Photo: Nick Fox/Shutterstock

This Company Will Let You Go on an RV Road Trip for Almost-Free

Road Trips Insider Guides Budget Travel
by Matthew Meltzer Aug 9, 2019

The great American RV road trip is a little like having a wedding. In theory, it seems very romantic, but once you start figuring out how much it’s going to cost, hopping on a plane to Vegas sounds like a much better idea. Between paying daily rates over $100, 59 cents a mile, and getting 10 miles to the gallon, it adds up to a very expensive getaway.

And while nobody’s yet come up with a website where you can throw a wedding for $1 plus the cost of gas, you can at least now do it on an RV road trip.

Imoova, an Australian company that’s been running this deal across the large swaths of its home country and New Zealand, is introducing its concept to America where you can “rent” a one-way RV for a whopping dollar a day.

Sound like one of those shady schemes from the other side of the ocean? You’re deservedly skeptical. But Imoova works with car- and RV-rental companies whose customers make one-way trips, and then need people to move their vehicles back where they started. Typically, those companies have to pay professional drivers to do the moving. But if they’re willing to let amateurs like you drive, Imoova allows the companies to do it for a lot less.

“It’s really mutually beneficial for car rental companies and travelers,” said Imoova CEO William Brice. “Our service offers an efficient solution to these rental companies by renting out cars that need to be relocated to vacationers looking for a low-cost spontaneous vacation. It’s a win-win.”

“Spontaneous?” you ask. “How spontaneous do I need to be? I’ve got plants to water, I can’t just up and leave.” Well, that depends.

To make this incomprehensibly cheap RV travel dream a reality, you have to go onto Imoova’s site and see which routes need moved. Trips start anywhere between the next day and a few months out, so you’ll need to scan the list for routes you’d want to travel, and available dates.

If it all lines up, you give them your information, agree to the terms, shell out a dollar a day, and you’re sorted.

You’ll have an assigned start date and a latest-possible delivery date, though there’s no penalty for getting there early. Some even throw in a gas credit to incentivize the trip, so this whole package can almost be done for free.

Like any great deal in travel, the more flexible you are the more you’ll save.

RV on the Redwood Highway

Photo: welcomia/Shutterstock

“All we really had to worry about was the cost of gas and RV camps,” said Stephanie Steelman, who took a three-day RV trip up the California coast from LA to San Francisco earlier this year. “If you’re able to go on a last-minute trip, it’s really awesome and unique.”

If you’d rather road trip through Canada, that’s an option too. Imoova is north of the border as well, and, at the time of publication, has trips from Vancouver to Halifax and pretty much everywhere in between available. Plus, all the routes it has been running in Australia and New Zealand for years.

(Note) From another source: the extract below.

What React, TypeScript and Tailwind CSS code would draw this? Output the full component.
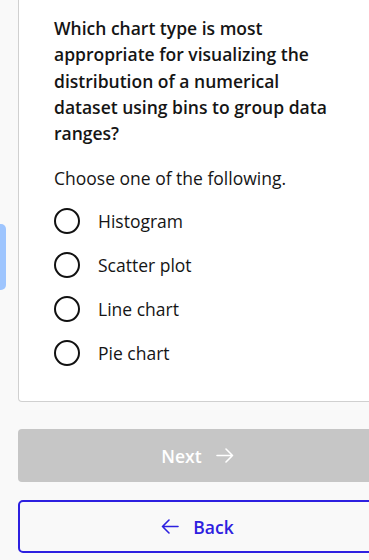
import React from "react";

const options = ["Histogram", "Scatter plot", "Line chart", "Pie chart"];

function ArrowRight({ className }: { className?: string }) {
  return (
    <svg width="18" height="15" viewBox="0 0 18 15" fill="none" className={className}>
      <path d="M1 7.5H16.5M10 1L16.5 7.5L10 14" stroke="currentColor" strokeWidth="1.6" strokeLinecap="round" strokeLinejoin="round" />
    </svg>
  );
}

function ArrowLeft({ className }: { className?: string }) {
  return (
    <svg width="18" height="15" viewBox="0 0 18 15" fill="none" className={className}>
      <path d="M17 7.5H1.5M8 1L1.5 7.5L8 14" stroke="currentColor" strokeWidth="1.6" strokeLinecap="round" strokeLinejoin="round" />
    </svg>
  );
}

export default function App() {
  return (
    <div
      className="relative w-[369px] h-[560px] overflow-hidden bg-[#f9f9f9]"
      style={{ fontFamily: '"Open Sans", "Noto Sans", sans-serif' }}
    >
      <div className="absolute left-0 top-[224px] w-[6px] h-[66px] bg-[#9ec5fe] rounded-r-[5px]" />
      <div className="ml-[18px] w-[359px] flex flex-col">
        <div className="bg-white border border-t-0 border-[#d0d0d0] rounded-b-[4px] pl-[35px] pr-[30px] pt-[15px] pb-[26px]">
          <p className="text-[17.5px] leading-[26.3px] font-semibold text-[#151515]">
            Which chart type is most appropriate for visualizing the distribution of a numerical dataset using bins to group data ranges?
          </p>
          <p className="mt-[19px] text-[17.5px] leading-[26px] text-[#151515]">Choose one of the following.</p>
          <div className="mt-[8px] flex flex-col">
            {options.map((o) => (
              <div key={o} className="h-[44px] flex items-center gap-[18px]">
                <div className="w-[26px] h-[26px] rounded-full border-2 border-[#111] bg-white shrink-0" />
                <span className="text-[17.5px] text-[#151515]">{o}</span>
              </div>
            ))}
          </div>
        </div>
        <button className="mt-[27px] h-[53px] rounded-[4px] bg-[#c6c6c6] text-white flex items-center justify-center gap-[14px] text-[17.5px] font-semibold">
          <span>Next</span>
          <ArrowRight />
        </button>
        <button className="mt-[18px] h-[53px] rounded-[5px] border-2 border-[#2d20e0] bg-[#f9f9f9] text-[#2d20e0] flex items-center justify-center gap-[14px] text-[17.5px] font-semibold">
          <ArrowLeft />
          <span>Back</span>
        </button>
      </div>
    </div>
  );
}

Sound too good to be true? Well, there is, of course, a catch. You can’t just plug in routes and look for what’s available. The program is pretty new in America, and most of the trips are up and down the West Coast, and to Las Vegas and Arizona. The East Coast, for now, doesn’t have much to offer. Though if you’ve ever wanted to see the west from an RV, you can certainly fly out and do it.

Imoova also has a waitlist feature, where you can choose your departure and drop-off cities, and wait for an opportunity to come up. But don’t hold your breath.

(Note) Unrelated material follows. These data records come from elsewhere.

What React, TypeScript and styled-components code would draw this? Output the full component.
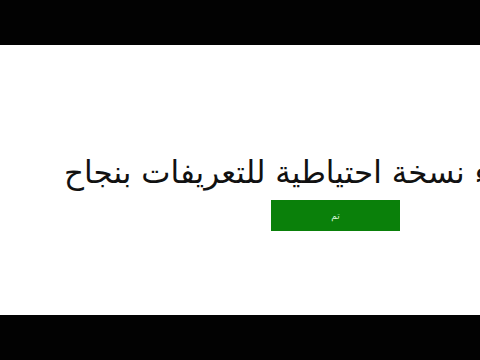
import styled, { createGlobalStyle } from 'styled-components'

const Global = createGlobalStyle`
  html, body {
    margin: 0;
    padding: 0;
    background: #000;
  }
`;

const Frame = styled.div`
  width: 480px;
  height: 360px;
  display: flex;
  flex-direction: column;
  background: #000;
`;

const Bar = styled.div`
  height: 45px;
  flex: none;
  background: #020202;
`;

const Stage = styled.div`
  flex: 1;
  background: #fff;
  overflow: hidden;
  display: flex;
  flex-direction: column;
  align-items: flex-start;
  padding-top: 109px;
`;

const Message = styled.div`
  direction: rtl;
  white-space: nowrap;
  margin-left: 64px;
  font-family: "DejaVu Sans", sans-serif;
  font-size: 31px;
  line-height: 36px;
  color: #111;
`;

const OkButton = styled.button`
  margin-left: 271px;
  margin-top: 10px;
  width: 129px;
  height: 31px;
  border: 0;
  background: #0a800a;
  color: #d8f5d8;
  font-family: "DejaVu Sans", sans-serif;
  font-size: 9px;
  padding: 0;
`;

const App = () => {
    return (
        <Frame>
            <Global />
            <Bar />
            <Stage>
                <Message>تم إنشاء نسخة احتياطية للتعريفات بنجاح</Message>
                <OkButton>تم</OkButton>
            </Stage>
            <Bar />
        </Frame>
    );
}

export default App;
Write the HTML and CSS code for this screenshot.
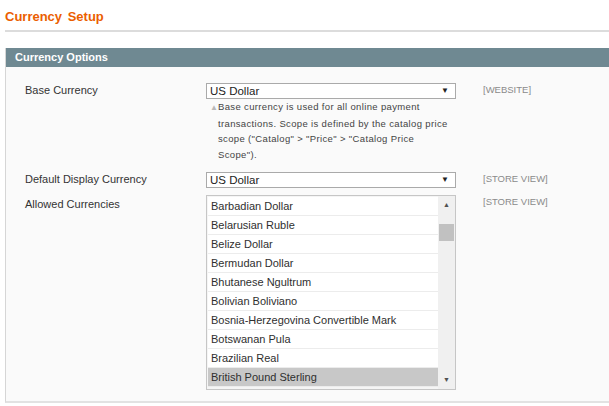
FILE: index.html
```html
<!DOCTYPE html>
<html lang="en">
<head>
    <meta charset="UTF-8">
    <title>Currency Setup</title>
    <link rel="stylesheet" href="styles.css">
</head>
<body>
    <div class="page">
        <h3 class="page-title">Currency Setup</h3>

        <div class="section">
            <div class="section-head">Currency Options</div>
            <div class="section-body">
                <!-- Base currency -->
                <div class="row">
                    <div class="label">Base Currency</div>
                    <div class="value">
                        <div class="select">US Dollar<span class="caret">&#9660;</span></div>
                        <p class="note"><span class="note-arrow">&#9650;</span>Base currency is used for all online payment transactions. Scope is defined by the catalog price scope ("Catalog" &gt; "Price" &gt; "Catalog Price Scope").</p>
                    </div>
                    <div class="scope">[WEBSITE]</div>
                </div>

                <!-- Default display currency -->
                <div class="row">
                    <div class="label">Default Display Currency</div>
                    <div class="value">
                        <div class="select">US Dollar<span class="caret">&#9660;</span></div>
                    </div>
                    <div class="scope">[STORE VIEW]</div>
                </div>

                <!-- Allowed currencies -->
                <div class="row">
                    <div class="label label-list">Allowed Currencies</div>
                    <div class="value">
                        <div class="listbox">
                            <ul class="options">
                                <li>Barbadian Dollar</li>
                                <li>Belarusian Ruble</li>
                                <li>Belize Dollar</li>
                                <li>Bermudan Dollar</li>
                                <li>Bhutanese Ngultrum</li>
                                <li>Bolivian Boliviano</li>
                                <li>Bosnia-Herzegovina Convertible Mark</li>
                                <li>Botswanan Pula</li>
                                <li>Brazilian Real</li>
                                <li class="selected">British Pound Sterling</li>
                            </ul>
                            <div class="scrollbar">
                                <span class="sb-arrow">&#9650;</span>
                                <div class="sb-track"><div class="sb-thumb"></div></div>
                                <span class="sb-arrow">&#9660;</span>
                            </div>
                        </div>
                    </div>
                    <div class="scope">[STORE VIEW]</div>
                </div>
            </div>
        </div>
    </div>
</body>
</html>
```

FILE: styles.css
```css
* {
    margin: 0;
    padding: 0;
    box-sizing: border-box;
}

body {
    font-family: 'Liberation Sans', Arial, sans-serif;
    font-size: 11px;
    color: #2f2f2f;
    background: #fff;
    overflow: hidden;
}

.page {
    padding: 9px 0 0 5px;
    margin-right: -12px;
}

.page-title {
    color: #eb5e00;
    font-size: 13px;
    font-weight: bold;
    line-height: 16px;
    word-spacing: 2px;
    padding-bottom: 5px;
    border-bottom: 2px solid #dcdcdc;
}

.section {
    margin-top: 16px;
    border: 1px solid #d6d6d6;
    border-top: none;
    border-bottom: 2px solid #e2e2e2;
    background: #fafafa;
}

.section-head {
    background: #6f8992;
    color: #fff;
    font-weight: bold;
    height: 19px;
    line-height: 19px;
    padding-left: 9px;
}

.section-body {
    padding: 16px 0 11px 19px;
}

.row {
    display: grid;
    grid-template-columns: 181px 250px auto;
    margin-bottom: 7px;
}

.row:last-child {
    margin-bottom: 0;
}

.label {
    line-height: 15px;
    color: #333;
}

.label-list {
    padding-top: 2px;
}

.select {
    position: relative;
    height: 16px;
    line-height: 14px;
    border: 1px solid #aaa;
    background: #fff;
    padding-left: 3px;
    font-size: 11.5px;
    color: #222;
}

.caret {
    position: absolute;
    right: 6px;
    top: 0;
    font-size: 8px;
    color: #222;
}

.note {
    font-size: 9.5px;
    line-height: 15.5px;
    letter-spacing: 0.35px;
    color: #444;
    padding: 0 0 3px 12px;
    text-indent: -8px;
}

.note-arrow {
    display: inline-block;
    text-indent: 0;
    width: 8px;
    font-size: 8px;
    color: #b8b8b8;
    vertical-align: 0;
}

.scope {
    font-size: 9.5px;
    color: #8a8a8a;
    line-height: 13px;
    padding-left: 27px;
}

.listbox {
    display: flex;
    height: 195px;
    border: 1px solid #c6c6c6;
    background: #f5f5f5;
    overflow: hidden;
}

.options {
    list-style: none;
    flex: 1;
    padding: 1px 0 0 1px;
}

.options li {
    height: 19px;
    line-height: 18px;
    background: #fff;
    border-bottom: 1px solid #ececec;
    padding-left: 3px;
    color: #2f2f2f;
    white-space: nowrap;
}

.options li.selected {
    background: #c8c8c8;
}

.scrollbar {
    width: 17px;
    display: flex;
    flex-direction: column;
    align-items: center;
    background: #f0f0f0;
}

.sb-arrow {
    font-size: 7px;
    line-height: 18px;
    height: 18px;
    color: #505050;
}

.sb-track {
    flex: 1;
    width: 100%;
    padding: 10px 1px 0;
}

.sb-thumb {
    height: 17px;
    background: #c1c1c1;
}
```
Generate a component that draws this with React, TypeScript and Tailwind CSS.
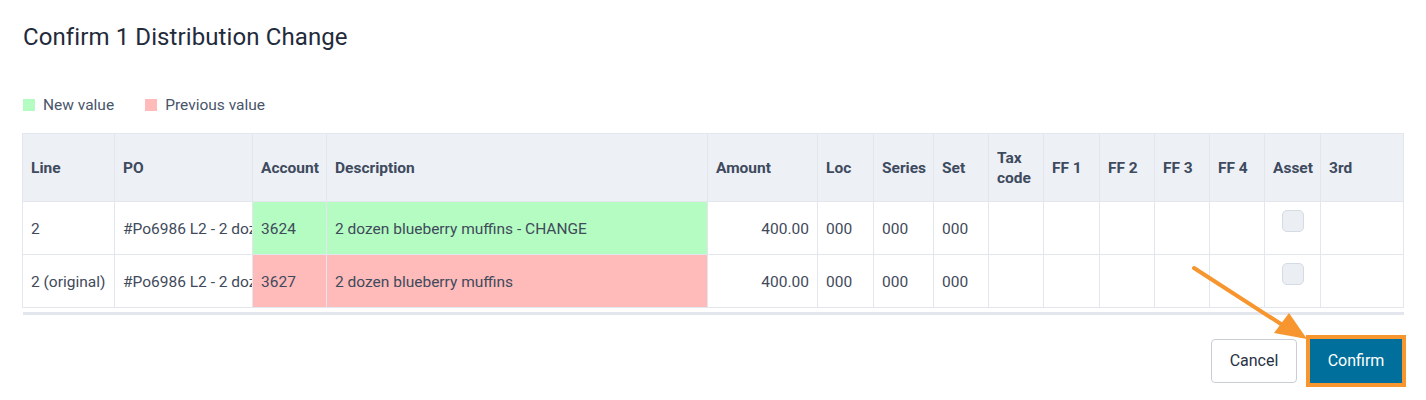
import React from 'react';

type Row = {
  line: string;
  po: string;
  account: string;
  description: string;
  amount: string;
  tone: 'new' | 'old';
};

const ROWS: Row[] = [
  { line: '2', po: '#Po6986 L2 - 2 dozen blueberry muffins', account: '3624', description: '2 dozen blueberry muffins - CHANGE', amount: '400.00', tone: 'new' },
  { line: '2 (original)', po: '#Po6986 L2 - 2 dozen blueberry muffins', account: '3627', description: '2 dozen blueberry muffins', amount: '400.00', tone: 'old' },
];

const COLS = [
  { label: 'Line', w: 'w-[92px]' },
  { label: 'PO', w: 'w-[138px]' },
  { label: 'Account', w: 'w-[74px]' },
  { label: 'Description', w: 'w-[381px]' },
  { label: 'Amount', w: 'w-[110px]' },
  { label: 'Loc', w: 'w-[56px]' },
  { label: 'Series', w: 'w-[60px]' },
  { label: 'Set', w: 'w-[55px]' },
  { label: 'Tax code', w: 'w-[55px]' },
  { label: 'FF 1', w: 'w-[56px]' },
  { label: 'FF 2', w: 'w-[55px]' },
  { label: 'FF 3', w: 'w-[55px]' },
  { label: 'FF 4', w: 'w-[55px]' },
  { label: 'Asset', w: 'w-[56px]' },
  { label: '3rd', w: 'w-[83px]' },
];

const cell = 'border border-[#e3e7ed] px-[8px] pt-[3px] h-[53px] whitespace-nowrap overflow-hidden';

export default function App() {
  return (
    <div className="relative w-[1426px] h-[400px] bg-white pl-[23px] pr-[22px] pt-[20px] font-['Roboto',sans-serif] text-[#3f4a5b]">
      <h1 className="text-[24px] leading-[34px] text-[#1f2b3b] tracking-[0.1px]">Confirm 1 Distribution Change</h1>

      {/* Legend */}
      <div className="flex items-center mt-[40px] text-[15.5px] leading-[22px] text-[#48556a]">
        <span className="w-[12px] h-[12px] bg-[#b5fcc2]" />
        <span className="ml-[8px]">New value</span>
        <span className="w-[12px] h-[12px] bg-[#ffbaba] ml-[31px]" />
        <span className="ml-[8px]">Previous value</span>
      </div>

      {/* Table */}
      <table className="table-fixed border-collapse w-[1382px] mt-[17px] -ml-[1px] text-[15.5px]">
        <thead>
          <tr className="bg-[#edf0f5]">
            {COLS.map(c => (
              <th
                key={c.label}
                className={`${c.w} border border-[#e3e7ed] h-[68px] px-[8px] text-left font-bold text-[15.5px] leading-[20px] text-[#3e4a5e]`}
              >
                {c.label === 'Tax code' ? (
                  <span>Tax<br />code</span>
                ) : c.label}
              </th>
            ))}
          </tr>
        </thead>
        <tbody>
          {ROWS.map(r => {
            const tint = r.tone === 'new' ? 'bg-[#b5fcc2]' : 'bg-[#ffbaba]';
            return (
              <tr key={r.line}>
                <td className={cell}>{r.line}</td>
                <td className={`${cell} text-clip`}>{r.po}</td>
                <td className={`${cell} ${tint}`}>{r.account}</td>
                <td className={`${cell} ${tint}`}>{r.description}</td>
                <td className={`${cell} text-right`}>{r.amount}</td>
                <td className={cell}>000</td>
                <td className={cell}>000</td>
                <td className={cell}>000</td>
                <td className={cell} />
                <td className={cell} />
                <td className={cell} />
                <td className={cell} />
                <td className={cell} />
                <td className={`${cell} align-top !pt-[8px]`}>
                  <div className="mx-auto w-[22px] h-[22px] rounded-[5px] bg-[#ebeff4] border border-[#d3dbe4]" />
                </td>
                <td className={cell} />
              </tr>
            );
          })}
        </tbody>
      </table>
      <div className="h-[3px] w-[1381px] bg-[#e3e7ed] mt-[4px]" />

      {/* Actions */}
      <div className="flex justify-end items-center gap-[13px] mt-[24px] mr-[2px]">
        <button className="w-[86px] h-[44px] rounded-[4px] border border-[#c9ced6] bg-white text-[16px] text-[#273243]">
          Cancel
        </button>
        <button className="w-[92px] h-[44px] bg-[#006f9b] text-white text-[16px] outline-4 outline-[#f7962e]">
          Confirm
        </button>
      </div>

      {/* Annotation arrow */}
      <svg className="absolute left-0 top-0 pointer-events-none" width="1426" height="400" viewBox="0 0 1426 400">
        <line x1="1194" y1="268" x2="1284" y2="326" stroke="#f7962e" strokeWidth="4" strokeLinecap="round" />
        <polygon points="1307,339 1274,333 1289,313" fill="#f7962e" />
      </svg>
    </div>
  );
}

A motor home driving through a tunnel in the red rock area just outside of Bryce Canyon National Park in Utah

Photo: B Brown/Shutterstock

If RVs are a little bulky for you, Imoova has also recently moved into the luxury car moving-sphere, partnering with Audi to move its cars around the country. Though at the time of publication, no Audis are up for moving.

So RV travel doesn’t have to be the financially crippling life experience it has been in the past. If you’ve got a little flexibility — or a group of spontaneous friends — you can almost do the whole thing for free. You might not get to pick where you’re going or when, but at least once you’re done you can drop the RV off and never see it again. The same cannot be said for weddings.